Поэтому понятно, что даже его терпимый друг, пастор Фогель, не возражая против гениально своевольной орфографии Рихтера, все же протестует против его своеволия в одежде. В свою защиту Рихтер приводит сначала разумные обоснования (что носить открытые рубашки здоровее, что не носить парика — значит экономить деньги и время), но потом называет истинные причины: если общество им недовольно, то еще больше он недоволен обществом, он вынужден плыть против течения, чтобы сохранить в себе то, что считает своим достоинством; ему наплевать на мнение людей, потому что ему не нужны никакие должности, а только угол, где он мог бы работать; подобно Диогену в своей бочке, он хотел бы освободиться от всяких потребностей, чтобы независимость позволяла ему карать пороки власть имущих.

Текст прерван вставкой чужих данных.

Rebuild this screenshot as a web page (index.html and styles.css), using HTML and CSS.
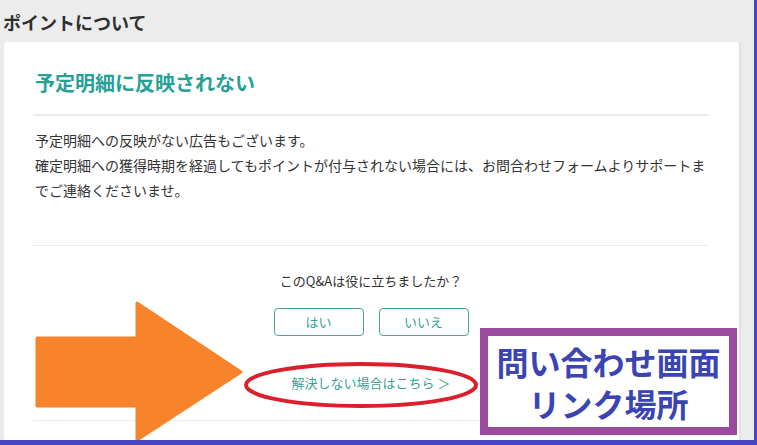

Карать, говорит он. Но для этого нужно могущество, хотя бы только поэтическое. Он уверен, что уже обладает им. В самоуверенности у него нет недостатка. Она средство, чтобы освободиться от душевной зависимости, порожденной бедностью. Без такой уверенности в себе он едва ли был бы способен в тех условиях творить. Когда некий сосед в Лейпциге пожаловался домохозяину Рихтера на неслыханно вызывающую одежду студента, этот студент написал ему: «Вы презираете мое ничтожное имя, но советую Вам запомнить его». А когда мать упомянула, что надеется когда-нибудь увидеть его проповедником в Гофе, он презрительно ответил: «Меня насмешил Ваш благочестивый совет произносить душеспасительные проповеди в госпитальной церкви в Гофе перед старухами и нищими школьниками. Уж не думаете ли Вы, что быть проповедником большая честь? Этой чести может удостоиться любой жалкий студент, а сочинить проповедь можно и во сне… Я не презираю священнослужителей, но я не презираю и льнопрядильщиков, однако стать льнопрядильщиком не хочу».